### SUPPLIED MATERIAL
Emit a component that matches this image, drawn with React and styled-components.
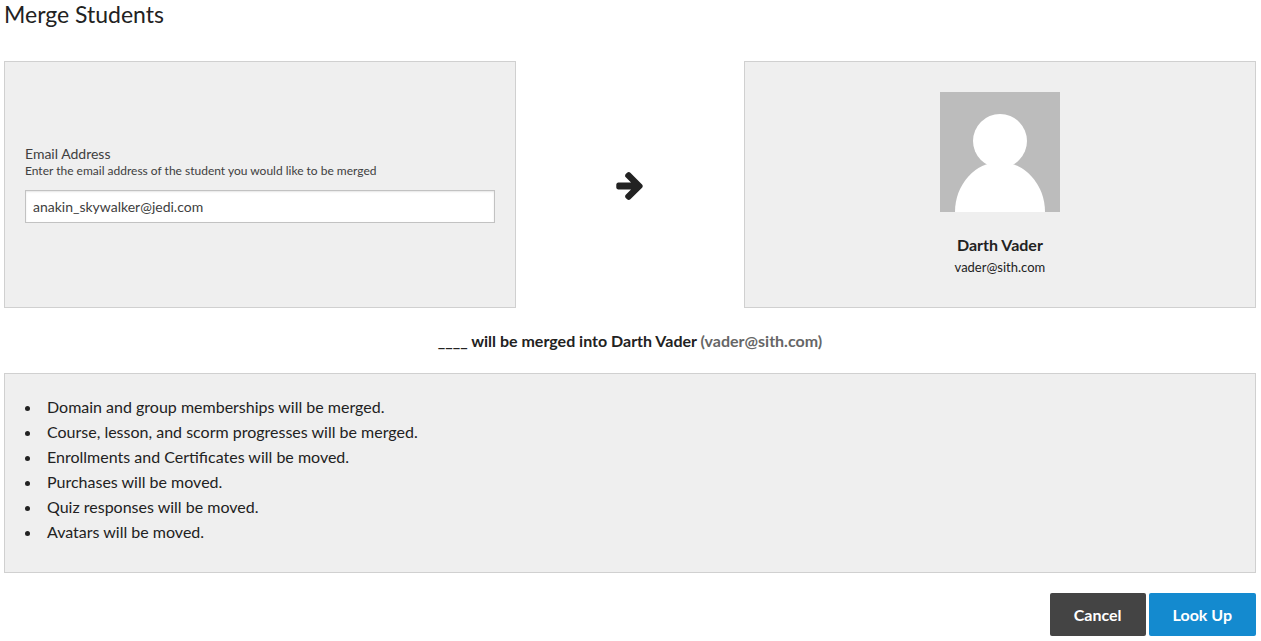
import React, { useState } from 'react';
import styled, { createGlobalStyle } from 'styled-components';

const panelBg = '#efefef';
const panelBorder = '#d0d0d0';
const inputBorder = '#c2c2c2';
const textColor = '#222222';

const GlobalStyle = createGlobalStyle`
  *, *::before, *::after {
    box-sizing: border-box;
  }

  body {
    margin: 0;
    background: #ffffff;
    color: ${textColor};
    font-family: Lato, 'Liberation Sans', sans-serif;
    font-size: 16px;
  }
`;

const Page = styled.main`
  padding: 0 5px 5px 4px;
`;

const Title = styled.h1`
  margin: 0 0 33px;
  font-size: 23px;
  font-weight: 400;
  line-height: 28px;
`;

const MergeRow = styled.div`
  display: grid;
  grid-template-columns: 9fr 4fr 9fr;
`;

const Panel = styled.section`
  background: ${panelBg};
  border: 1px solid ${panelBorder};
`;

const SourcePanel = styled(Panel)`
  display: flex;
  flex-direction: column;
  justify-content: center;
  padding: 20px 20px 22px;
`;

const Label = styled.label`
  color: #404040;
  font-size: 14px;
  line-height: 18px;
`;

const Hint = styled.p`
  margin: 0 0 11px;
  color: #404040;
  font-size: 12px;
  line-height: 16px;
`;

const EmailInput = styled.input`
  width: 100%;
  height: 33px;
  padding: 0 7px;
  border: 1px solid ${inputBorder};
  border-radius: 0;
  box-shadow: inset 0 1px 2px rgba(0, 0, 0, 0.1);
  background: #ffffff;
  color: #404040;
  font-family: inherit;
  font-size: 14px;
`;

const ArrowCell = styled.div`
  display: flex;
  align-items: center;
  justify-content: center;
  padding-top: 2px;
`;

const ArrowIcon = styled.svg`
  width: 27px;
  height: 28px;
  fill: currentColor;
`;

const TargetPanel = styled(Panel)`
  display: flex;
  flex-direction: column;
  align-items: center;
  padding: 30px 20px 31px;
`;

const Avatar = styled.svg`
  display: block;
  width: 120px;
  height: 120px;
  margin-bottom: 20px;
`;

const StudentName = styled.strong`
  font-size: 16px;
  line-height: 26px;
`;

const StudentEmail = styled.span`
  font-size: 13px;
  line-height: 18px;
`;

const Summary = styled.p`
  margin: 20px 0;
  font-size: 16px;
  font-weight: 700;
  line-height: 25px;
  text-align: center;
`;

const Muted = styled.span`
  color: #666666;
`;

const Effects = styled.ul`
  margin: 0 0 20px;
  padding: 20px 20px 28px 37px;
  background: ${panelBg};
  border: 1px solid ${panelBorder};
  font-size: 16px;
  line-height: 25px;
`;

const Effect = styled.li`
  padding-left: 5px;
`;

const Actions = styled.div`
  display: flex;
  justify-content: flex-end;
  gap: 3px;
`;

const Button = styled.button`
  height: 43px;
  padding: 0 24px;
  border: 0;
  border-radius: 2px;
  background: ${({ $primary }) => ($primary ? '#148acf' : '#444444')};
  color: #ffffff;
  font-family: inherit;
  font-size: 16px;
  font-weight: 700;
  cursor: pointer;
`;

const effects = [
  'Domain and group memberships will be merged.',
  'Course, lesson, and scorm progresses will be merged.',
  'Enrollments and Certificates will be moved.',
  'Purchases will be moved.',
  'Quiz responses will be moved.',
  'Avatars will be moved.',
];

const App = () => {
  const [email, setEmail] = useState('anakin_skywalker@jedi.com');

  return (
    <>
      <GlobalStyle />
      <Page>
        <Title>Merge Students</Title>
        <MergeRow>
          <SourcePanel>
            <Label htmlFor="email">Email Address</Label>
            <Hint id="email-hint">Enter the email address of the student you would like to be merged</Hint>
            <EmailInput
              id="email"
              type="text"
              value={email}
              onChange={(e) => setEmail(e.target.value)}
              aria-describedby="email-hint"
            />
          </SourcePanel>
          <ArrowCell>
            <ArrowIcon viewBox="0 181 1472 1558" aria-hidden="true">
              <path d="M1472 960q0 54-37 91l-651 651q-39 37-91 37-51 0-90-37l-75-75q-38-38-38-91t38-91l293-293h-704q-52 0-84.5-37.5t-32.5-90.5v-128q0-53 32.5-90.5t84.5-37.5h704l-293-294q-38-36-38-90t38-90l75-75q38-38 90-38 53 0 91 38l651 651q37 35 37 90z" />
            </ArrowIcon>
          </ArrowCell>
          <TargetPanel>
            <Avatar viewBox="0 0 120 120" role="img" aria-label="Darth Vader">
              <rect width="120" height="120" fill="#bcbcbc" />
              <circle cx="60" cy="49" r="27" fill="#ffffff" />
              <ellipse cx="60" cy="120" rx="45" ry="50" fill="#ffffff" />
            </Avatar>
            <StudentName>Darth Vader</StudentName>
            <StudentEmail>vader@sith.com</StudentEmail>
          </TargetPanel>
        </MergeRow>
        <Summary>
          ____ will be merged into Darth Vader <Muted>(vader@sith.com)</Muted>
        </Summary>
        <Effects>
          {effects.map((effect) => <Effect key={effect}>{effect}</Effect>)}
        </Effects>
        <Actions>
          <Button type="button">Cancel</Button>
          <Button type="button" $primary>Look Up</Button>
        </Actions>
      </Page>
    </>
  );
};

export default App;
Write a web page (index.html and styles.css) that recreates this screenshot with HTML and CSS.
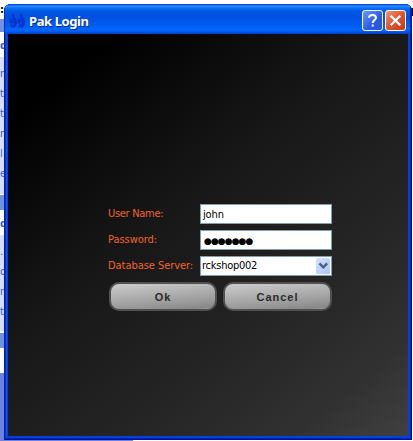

### THE EXERCISE
Print all the records again exactly; do not include any picture.

### ANSWER TO THIS PROBLEM
Emit a component that matches this image, drawn with React and styled-components.
import React, { useState } from 'react';
import styled, { createGlobalStyle } from 'styled-components';

const panelBg = '#efefef';
const panelBorder = '#d0d0d0';
const inputBorder = '#c2c2c2';
const textColor = '#222222';

const GlobalStyle = createGlobalStyle`
  *, *::before, *::after {
    box-sizing: border-box;
  }

  body {
    margin: 0;
    background: #ffffff;
    color: ${textColor};
    font-family: Lato, 'Liberation Sans', sans-serif;
    font-size: 16px;
  }
`;

const Page = styled.main`
  padding: 0 5px 5px 4px;
`;

const Title = styled.h1`
  margin: 0 0 33px;
  font-size: 23px;
  font-weight: 400;
  line-height: 28px;
`;

const MergeRow = styled.div`
  display: grid;
  grid-template-columns: 9fr 4fr 9fr;
`;

const Panel = styled.section`
  background: ${panelBg};
  border: 1px solid ${panelBorder};
`;

const SourcePanel = styled(Panel)`
  display: flex;
  flex-direction: column;
  justify-content: center;
  padding: 20px 20px 22px;
`;

const Label = styled.label`
  color: #404040;
  font-size: 14px;
  line-height: 18px;
`;

const Hint = styled.p`
  margin: 0 0 11px;
  color: #404040;
  font-size: 12px;
  line-height: 16px;
`;

const EmailInput = styled.input`
  width: 100%;
  height: 33px;
  padding: 0 7px;
  border: 1px solid ${inputBorder};
  border-radius: 0;
  box-shadow: inset 0 1px 2px rgba(0, 0, 0, 0.1);
  background: #ffffff;
  color: #404040;
  font-family: inherit;
  font-size: 14px;
`;

const ArrowCell = styled.div`
  display: flex;
  align-items: center;
  justify-content: center;
  padding-top: 2px;
`;

const ArrowIcon = styled.svg`
  width: 27px;
  height: 28px;
  fill: currentColor;
`;

const TargetPanel = styled(Panel)`
  display: flex;
  flex-direction: column;
  align-items: center;
  padding: 30px 20px 31px;
`;

const Avatar = styled.svg`
  display: block;
  width: 120px;
  height: 120px;
  margin-bottom: 20px;
`;

const StudentName = styled.strong`
  font-size: 16px;
  line-height: 26px;
`;

const StudentEmail = styled.span`
  font-size: 13px;
  line-height: 18px;
`;

const Summary = styled.p`
  margin: 20px 0;
  font-size: 16px;
  font-weight: 700;
  line-height: 25px;
  text-align: center;
`;

const Muted = styled.span`
  color: #666666;
`;

const Effects = styled.ul`
  margin: 0 0 20px;
  padding: 20px 20px 28px 37px;
  background: ${panelBg};
  border: 1px solid ${panelBorder};
  font-size: 16px;
  line-height: 25px;
`;

const Effect = styled.li`
  padding-left: 5px;
`;

const Actions = styled.div`
  display: flex;
  justify-content: flex-end;
  gap: 3px;
`;

const Button = styled.button`
  height: 43px;
  padding: 0 24px;
  border: 0;
  border-radius: 2px;
  background: ${({ $primary }) => ($primary ? '#148acf' : '#444444')};
  color: #ffffff;
  font-family: inherit;
  font-size: 16px;
  font-weight: 700;
  cursor: pointer;
`;

const effects = [
  'Domain and group memberships will be merged.',
  'Course, lesson, and scorm progresses will be merged.',
  'Enrollments and Certificates will be moved.',
  'Purchases will be moved.',
  'Quiz responses will be moved.',
  'Avatars will be moved.',
];

const App = () => {
  const [email, setEmail] = useState('anakin_skywalker@jedi.com');

  return (
    <>
      <GlobalStyle />
      <Page>
        <Title>Merge Students</Title>
        <MergeRow>
          <SourcePanel>
            <Label htmlFor="email">Email Address</Label>
            <Hint id="email-hint">Enter the email address of the student you would like to be merged</Hint>
            <EmailInput
              id="email"
              type="text"
              value={email}
              onChange={(e) => setEmail(e.target.value)}
              aria-describedby="email-hint"
            />
          </SourcePanel>
          <ArrowCell>
            <ArrowIcon viewBox="0 181 1472 1558" aria-hidden="true">
              <path d="M1472 960q0 54-37 91l-651 651q-39 37-91 37-51 0-90-37l-75-75q-38-38-38-91t38-91l293-293h-704q-52 0-84.5-37.5t-32.5-90.5v-128q0-53 32.5-90.5t84.5-37.5h704l-293-294q-38-36-38-90t38-90l75-75q38-38 90-38 53 0 91 38l651 651q37 35 37 90z" />
            </ArrowIcon>
          </ArrowCell>
          <TargetPanel>
            <Avatar viewBox="0 0 120 120" role="img" aria-label="Darth Vader">
              <rect width="120" height="120" fill="#bcbcbc" />
              <circle cx="60" cy="49" r="27" fill="#ffffff" />
              <ellipse cx="60" cy="120" rx="45" ry="50" fill="#ffffff" />
            </Avatar>
            <StudentName>Darth Vader</StudentName>
            <StudentEmail>vader@sith.com</StudentEmail>
          </TargetPanel>
        </MergeRow>
        <Summary>
          ____ will be merged into Darth Vader <Muted>(vader@sith.com)</Muted>
        </Summary>
        <Effects>
          {effects.map((effect) => <Effect key={effect}>{effect}</Effect>)}
        </Effects>
        <Actions>
          <Button type="button">Cancel</Button>
          <Button type="button" $primary>Look Up</Button>
        </Actions>
      </Page>
    </>
  );
};

export default App;
Write a web page (index.html and styles.css) that recreates this screenshot with HTML and CSS.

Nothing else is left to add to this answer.